If EVs don’t move into the mainstream this year, you have to wonder whether the technology will ever make the leap.
48 volts strike like lightning
How does a hybrid car that costs a mere $500 more than a base-model sound to you? Shock absorbers that turn the energy generated when a wheel hits a pothole into more miles per gallon? Superfast heated seats and steering wheels?
That and more is on the horizon as automakers adopt 48-volt electric systems. Excluding hybrids, modern vehicles use 12-volt systems. The more powerful 48v units enable a range of features for more comfort, better performance and improved fuel economy, but at a lower cost and with less risk than hybrids’ 300v systems.
“The German manufacturers are likely to bring 48-volt systems to market first. Mercedes’ all-new engine family uses 48V electric superchargers,” said Lindsay Brooke, editor-in-chief of Automotive Engineering, the magazine of the Society of Automotive Engineers. “Forty-eight-volt systems offer a lot of bang for the buck, including hybrids that give you 70% of the benefit of current high-voltage systems for 30% of the cost.”
The Bentley Bentayga luxury SUV is the only vehicle currently sold in the U.S. with 48-volt features, an adaptive suspension. Look for that to change soon.

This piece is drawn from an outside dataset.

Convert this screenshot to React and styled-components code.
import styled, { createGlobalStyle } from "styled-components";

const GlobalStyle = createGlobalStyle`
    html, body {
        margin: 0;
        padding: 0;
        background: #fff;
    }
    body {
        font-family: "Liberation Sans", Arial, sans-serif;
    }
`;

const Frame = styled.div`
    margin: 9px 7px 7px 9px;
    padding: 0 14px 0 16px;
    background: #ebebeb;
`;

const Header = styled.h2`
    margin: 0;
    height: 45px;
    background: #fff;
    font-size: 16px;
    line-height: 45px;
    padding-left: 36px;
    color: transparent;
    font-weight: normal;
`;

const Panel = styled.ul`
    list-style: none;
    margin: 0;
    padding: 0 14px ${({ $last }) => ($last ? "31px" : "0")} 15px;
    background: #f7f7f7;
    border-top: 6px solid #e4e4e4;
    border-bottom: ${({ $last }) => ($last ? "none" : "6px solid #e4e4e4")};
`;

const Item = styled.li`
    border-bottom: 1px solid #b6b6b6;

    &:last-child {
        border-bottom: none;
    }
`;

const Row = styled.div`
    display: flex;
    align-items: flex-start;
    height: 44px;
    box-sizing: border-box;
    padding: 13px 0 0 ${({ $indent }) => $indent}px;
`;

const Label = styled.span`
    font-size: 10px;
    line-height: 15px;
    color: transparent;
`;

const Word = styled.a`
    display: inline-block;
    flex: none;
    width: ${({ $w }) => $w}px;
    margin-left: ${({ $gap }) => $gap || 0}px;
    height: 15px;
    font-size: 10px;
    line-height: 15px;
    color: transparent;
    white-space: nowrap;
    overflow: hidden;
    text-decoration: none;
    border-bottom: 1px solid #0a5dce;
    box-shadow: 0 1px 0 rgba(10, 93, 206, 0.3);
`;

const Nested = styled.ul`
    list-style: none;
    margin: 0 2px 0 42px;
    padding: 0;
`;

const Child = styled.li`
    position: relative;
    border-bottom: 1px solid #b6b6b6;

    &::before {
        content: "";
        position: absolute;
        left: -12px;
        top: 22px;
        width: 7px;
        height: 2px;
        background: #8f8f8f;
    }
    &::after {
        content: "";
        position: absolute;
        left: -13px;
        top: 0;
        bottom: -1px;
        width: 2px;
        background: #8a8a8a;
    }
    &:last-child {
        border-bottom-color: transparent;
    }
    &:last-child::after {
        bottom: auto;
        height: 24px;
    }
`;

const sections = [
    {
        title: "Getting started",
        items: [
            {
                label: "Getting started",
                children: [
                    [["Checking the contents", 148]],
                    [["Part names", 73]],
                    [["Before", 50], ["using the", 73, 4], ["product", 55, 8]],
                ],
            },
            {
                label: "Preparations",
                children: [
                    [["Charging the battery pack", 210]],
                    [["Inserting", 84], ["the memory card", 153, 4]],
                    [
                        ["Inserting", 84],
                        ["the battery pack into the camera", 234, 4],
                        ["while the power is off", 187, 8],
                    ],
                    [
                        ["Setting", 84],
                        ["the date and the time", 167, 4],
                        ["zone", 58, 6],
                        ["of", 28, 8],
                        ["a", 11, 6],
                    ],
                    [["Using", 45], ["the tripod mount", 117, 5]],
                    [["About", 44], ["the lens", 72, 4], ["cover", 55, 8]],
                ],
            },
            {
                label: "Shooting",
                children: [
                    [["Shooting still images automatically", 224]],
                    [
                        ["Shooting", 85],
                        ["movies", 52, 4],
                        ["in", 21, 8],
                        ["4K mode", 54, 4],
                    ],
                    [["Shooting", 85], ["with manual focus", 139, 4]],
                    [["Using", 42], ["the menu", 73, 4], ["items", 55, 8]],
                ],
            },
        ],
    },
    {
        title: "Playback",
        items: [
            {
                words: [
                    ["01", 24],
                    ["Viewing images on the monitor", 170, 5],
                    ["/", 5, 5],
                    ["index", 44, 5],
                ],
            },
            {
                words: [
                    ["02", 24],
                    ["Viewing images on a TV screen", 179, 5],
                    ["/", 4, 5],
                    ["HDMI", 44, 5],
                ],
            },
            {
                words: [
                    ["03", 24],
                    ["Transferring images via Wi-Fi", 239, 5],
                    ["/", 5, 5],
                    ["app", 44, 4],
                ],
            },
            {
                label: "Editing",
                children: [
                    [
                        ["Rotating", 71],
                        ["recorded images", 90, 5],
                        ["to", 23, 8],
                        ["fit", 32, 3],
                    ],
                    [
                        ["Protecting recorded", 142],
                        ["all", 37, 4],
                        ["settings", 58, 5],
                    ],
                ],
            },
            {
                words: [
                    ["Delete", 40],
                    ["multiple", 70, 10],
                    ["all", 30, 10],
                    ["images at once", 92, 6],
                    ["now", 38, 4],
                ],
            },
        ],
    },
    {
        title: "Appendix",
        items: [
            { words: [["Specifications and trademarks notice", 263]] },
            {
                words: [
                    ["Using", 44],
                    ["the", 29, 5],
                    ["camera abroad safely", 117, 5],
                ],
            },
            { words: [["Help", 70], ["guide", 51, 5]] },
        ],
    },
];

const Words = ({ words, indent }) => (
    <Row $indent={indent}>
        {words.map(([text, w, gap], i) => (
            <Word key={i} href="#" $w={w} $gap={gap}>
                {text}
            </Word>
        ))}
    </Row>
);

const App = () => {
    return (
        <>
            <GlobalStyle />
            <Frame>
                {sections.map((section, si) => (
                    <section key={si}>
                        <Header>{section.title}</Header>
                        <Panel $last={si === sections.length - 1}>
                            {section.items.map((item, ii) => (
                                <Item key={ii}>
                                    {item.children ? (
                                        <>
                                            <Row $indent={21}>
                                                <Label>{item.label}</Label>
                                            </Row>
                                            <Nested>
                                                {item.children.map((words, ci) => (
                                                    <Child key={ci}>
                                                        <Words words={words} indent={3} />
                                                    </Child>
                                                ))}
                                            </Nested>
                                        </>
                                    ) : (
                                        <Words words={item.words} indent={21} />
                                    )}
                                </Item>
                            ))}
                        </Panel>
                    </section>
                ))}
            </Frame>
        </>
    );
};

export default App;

Electrifying axles for fun and fuel economy
How do automakers simultaneously meet soaring demand for SUVs and rising fuel economy standards? Suppliers are lining up to sell them electrically powered axles. Already available on the Volvo XC90, BMW i8 and plug-in hybrids and the Toyota RAV4 hybrid, e-axles, as they are called, will show up on a number of new vehicles soon, including the Mitsubishi Outlander plug-in hybrid.
Adding a rear e-axle to a front-wheel drive vehicle can improve performance, handling, and foul-weather ability at lower cost and with less fuel consumption than conventional four-wheel-drive systems. Expect to see more of them, particularly as 48v electric systems become more common.
“It’s a rare fusion of technologies that can simultaneously offer engineering benefits and give buyers some of today’s most desirable features,” SAE editorial director Visnic said.